Immer wieder sorgen Autoposer für Negativschlagzeilen. Das hat auch die Tuningszene in Verruf gebracht. Zu Unrecht, findet Emily E. Wilson (19). In ihrer Abschlussarbeit an der Berufsmaturitätsschule Zürich im Kreis 4 fordert sie, Tuner, Raser und Poser nicht in den gleichen Topf zu werfen.
Emily E. Wilson ist im letzten Jahr der Berufsmaturitätsschule und fasziniert vom Autotuning. Ihre Leidenschaft fürs Tuning hat die 19-Jährige durch ihren Freund, einen passionierten Hobbytuner, entdeckt. Im Zusammenhang mit dem Hobby spricht Wilson von «Freude an Autotechnik, Kreativität und Gemeinschaftlichkeit» – kein Wort von Angeberei, Lärm oder anderen negativen Attributen, welche der Tuningszene seit jeher zäh anhaften. Den schlechten Ruf findet Wilson mehrheitlich unbegründet. In ihrer Abschlussarbeit will sie das Negativimage der Szene aufwerten, indem sie klar zwischen Tunern, Posern und Rasern unterscheidet.
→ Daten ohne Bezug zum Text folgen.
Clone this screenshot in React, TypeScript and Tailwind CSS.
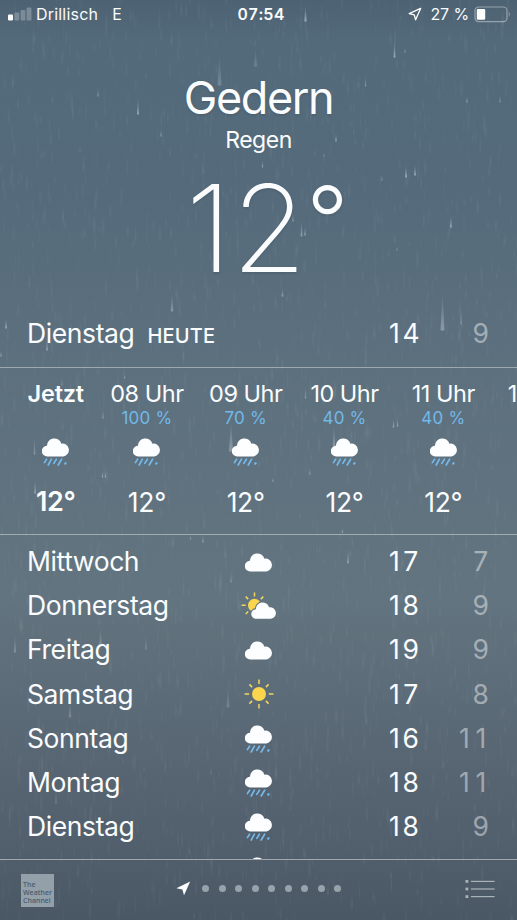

Von der Kritikerin zur «halben Tunerin»
«Früher gehörte ich zu den Menschen, die sich über laute Autos in der Stadt beklagten, für mich war das alles Angeberei», schreibt die Schülerin in ihrer Arbeit. Seit sie jedoch mit einem Tuner zusammengekommen und mit der Szene vertraut worden ist, hat sich nicht nur ihre Perspektive verändert. Heute bezeichnet sich die Maturandin selbst als «halbe Tunerin» und ist Mitglied des Vereins Ford Friends Schweiz. Ein eigenes Auto hat Wilson noch nicht, engagiert sich im Verein aber als Protokollschreiberin und geniesst die Atmosphäre der Tunertreffen. «Ich erlebe den Verein als ein sehr soziales Zusammensein», kommentiert Wilson in ihrer Abschlussarbeit.
Aufgrund der Raser- und Poserdelikte kämen getunte Autos der Polizei wohl oft suspekt vor, sagt Emily E. Wilson im Interview mit dieser Zeitung. Auch sie selbst ist schon angehalten worden, wobei sie den getunten Wagen ihres Freundes gefahren ist. Etwas zerknirscht erinnert sie sich an die Verwirrung des Polizisten, der laut eigener Aussage einen jungen Mann als Lenker vermutet habe. Dies deckt sich mit einer Beobachtung, die sie in ihrer Abschlussarbeit festgehalten hat: Bei Tunern werde oft an angeberische, junge Männer mit ungenügender Achtung für Verkehrssicherheit gedacht. Zudem würden diese fälschlicherweise nicht selten mit Posern und Rasern gleichgesetzt. Dies, obwohl sich die Tuningszene selbst dezidiert von den verkehrsgefährdenden Mobilisten abgrenze. Gemäss Wilsons Arbeit sind die Vorurteile gegenüber Tunern in der ganzen Gesellschaft verankert. «Tuning ist laut, gefährlich und illegal», fasst die Schülerin die öffentliche Wahrnehmung der Szene zusammen. «Die eigentliche Tunerszene ist viel unauffälliger und bescheidener», korrigiert sie stattdessen.
Dialogbereitschaft ist gefragt
Bei der Antwort auf die Frage, wie ein Imagewechsel denn herbeigeführt werden könne, geht die Schülerin sowohl auf die Rolle der Tuningszene als auch jene von Polizei und Medienschaffenden ein. Zum einen fordert Wilson Tunerinnen und Tuner dazu auf, die am Fahrzeug vorgenommenen Änderungen sorgfältig zu dokumentieren. Dies würde die Zusammenarbeit mit der Polizei erleichtern, da sich Fahrzeugkontrollen so viel speditiver abwickeln liessen. Andererseits sollten Tuner das Tempo auf öffentlichen Strassen bewusst drosseln und so wenig Aufmerksamkeit wie möglich auf sich lenken. So gäbe es keinen Anlass für die auch in Wilsons Augen gerechtfertigte Kritik an Lärm in Wohnquartieren und auf öffentlichen Strassen. Die Bemühungen der Tuningszene alleine reichten jedoch noch nicht, um eine Imagerettung zu erwirken. Beidseitige Dialogbereitschaft und eine differenzierte Terminologie seien gefragt, heisst es dazu in ihrer Abschlussarbeit. An Polizei und Medien gewandt, fordert Wilson deshalb ganz konkret: «Man soll den Begriff Tuning nicht verwenden, wenn es sich primär um Raser oder Poser handelt.»